Part I is certainly the cleverest of the three. A rip-snorter of a premise: Marty (Michael J. Fox) is accidentally sent back to 1955 in the time machine that his friend Doc Emmett Brown (Christopher Lloyd, in a zany, unforgettable, over-the-top performance that creates one of the best characters of all time) has built, and he accidentally interferes in the meeting of his parents, so that instead of his grandpa hitting his father (Crispin Glover in another over-the-top but crucial and memorable performance) with his car, he hits Marty instead. So instead of Marty's mother falling in love with his father, she falls in love with him! Controversial and awkward though it may be, you can't deny its greatness. The real aim of this, though, is not incest, its learning what his mother was really like in her youth, compared to how she tells it. Plus, it lends a certain urgency to what Marty must do to set back the course of time, which makes us need to watch till the end to see he does it: he must somehow make his parents meet and fall in love, or he won't be born!

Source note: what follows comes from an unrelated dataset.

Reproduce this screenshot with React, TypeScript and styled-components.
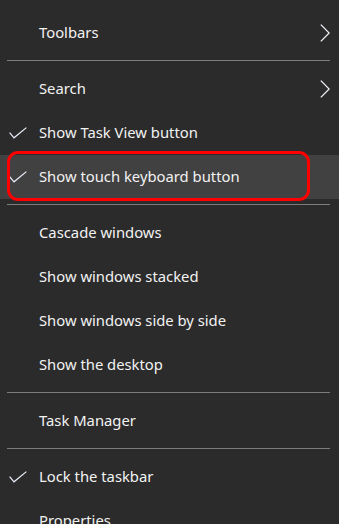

The second main quest in the movie is the technical problem of getting Marty back to the future: since in Part I the time machine runs on plutonium, and plutonium doesn't exist in 1955, they have to find some other way of generating the 1.21 gigawatts needed to get the car to 88 miles per hour and send it into time.

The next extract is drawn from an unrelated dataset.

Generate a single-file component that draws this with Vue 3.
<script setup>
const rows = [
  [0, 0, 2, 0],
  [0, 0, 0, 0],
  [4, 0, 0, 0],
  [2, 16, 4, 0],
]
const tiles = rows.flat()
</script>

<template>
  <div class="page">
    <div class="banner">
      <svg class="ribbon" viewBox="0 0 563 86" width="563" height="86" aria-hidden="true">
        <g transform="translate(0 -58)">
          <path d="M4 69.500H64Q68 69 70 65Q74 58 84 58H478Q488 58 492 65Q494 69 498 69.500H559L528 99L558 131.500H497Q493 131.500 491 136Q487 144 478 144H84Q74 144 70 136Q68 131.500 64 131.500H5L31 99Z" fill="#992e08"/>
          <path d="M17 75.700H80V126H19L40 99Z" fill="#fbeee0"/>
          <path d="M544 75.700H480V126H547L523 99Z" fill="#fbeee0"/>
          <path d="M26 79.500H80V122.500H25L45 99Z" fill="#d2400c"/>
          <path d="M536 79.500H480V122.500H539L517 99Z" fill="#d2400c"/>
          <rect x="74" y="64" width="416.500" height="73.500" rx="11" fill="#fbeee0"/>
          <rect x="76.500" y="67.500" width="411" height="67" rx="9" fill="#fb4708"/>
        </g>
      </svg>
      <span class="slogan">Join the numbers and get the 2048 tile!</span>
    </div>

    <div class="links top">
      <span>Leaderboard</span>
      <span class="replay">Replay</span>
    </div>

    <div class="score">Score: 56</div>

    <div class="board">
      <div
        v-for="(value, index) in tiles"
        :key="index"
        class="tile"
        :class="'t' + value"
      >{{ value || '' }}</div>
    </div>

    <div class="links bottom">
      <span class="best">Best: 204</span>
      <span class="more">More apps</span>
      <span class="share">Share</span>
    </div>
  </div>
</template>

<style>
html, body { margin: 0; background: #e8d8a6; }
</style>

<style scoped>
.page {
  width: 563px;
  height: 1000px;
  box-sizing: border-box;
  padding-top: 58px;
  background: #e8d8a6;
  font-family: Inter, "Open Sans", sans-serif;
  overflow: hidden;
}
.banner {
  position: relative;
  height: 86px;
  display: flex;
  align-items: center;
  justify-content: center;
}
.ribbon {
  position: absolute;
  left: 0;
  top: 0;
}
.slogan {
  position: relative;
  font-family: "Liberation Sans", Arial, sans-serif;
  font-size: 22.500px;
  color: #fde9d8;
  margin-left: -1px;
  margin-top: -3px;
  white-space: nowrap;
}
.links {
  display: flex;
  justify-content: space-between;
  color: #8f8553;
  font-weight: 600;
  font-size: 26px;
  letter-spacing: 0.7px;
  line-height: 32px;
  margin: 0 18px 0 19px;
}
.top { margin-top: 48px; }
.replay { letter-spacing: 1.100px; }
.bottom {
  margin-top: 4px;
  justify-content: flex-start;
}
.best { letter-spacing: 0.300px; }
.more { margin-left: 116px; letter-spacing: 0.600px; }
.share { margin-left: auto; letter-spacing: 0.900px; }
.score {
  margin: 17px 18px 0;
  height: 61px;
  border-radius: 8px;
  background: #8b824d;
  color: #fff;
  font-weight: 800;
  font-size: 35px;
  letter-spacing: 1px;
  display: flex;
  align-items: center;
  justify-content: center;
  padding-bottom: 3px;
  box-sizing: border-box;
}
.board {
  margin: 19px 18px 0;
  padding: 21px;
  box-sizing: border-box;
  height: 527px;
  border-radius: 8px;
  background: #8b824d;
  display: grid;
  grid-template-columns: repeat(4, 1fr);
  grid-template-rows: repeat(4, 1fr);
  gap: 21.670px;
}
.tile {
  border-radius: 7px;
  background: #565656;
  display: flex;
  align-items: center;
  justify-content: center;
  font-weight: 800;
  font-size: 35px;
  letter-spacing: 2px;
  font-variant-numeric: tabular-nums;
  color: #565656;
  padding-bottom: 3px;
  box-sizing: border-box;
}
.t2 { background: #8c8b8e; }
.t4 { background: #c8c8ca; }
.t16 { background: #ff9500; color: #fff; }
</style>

The third main problem of the movie is that on the day when Marty got sent back in time, in 1985, Doc will be shot by Libyan terrorists for stealing their plutonium to run the time machine, unless Marty does something about it. A terrific feature of these movies are their climaxes: Part I is a terrific scene where Marty must hit the power line connected to the clock tower at 88 miles per hour at the precise moment lightening strikes it, involving a reference to a famous silent movie image, of Harold Lloyd hanging from a clock high on a building in Safety Last (1921).
Back to the Future pulls a lot of old punches, uses a lot of traditional storytelling gags and devices that feel quite familiar, but its unabashed sense of fun, larger-than-life tone and ripsnorter premise make it the kind of movie you treasure and watch time and time again.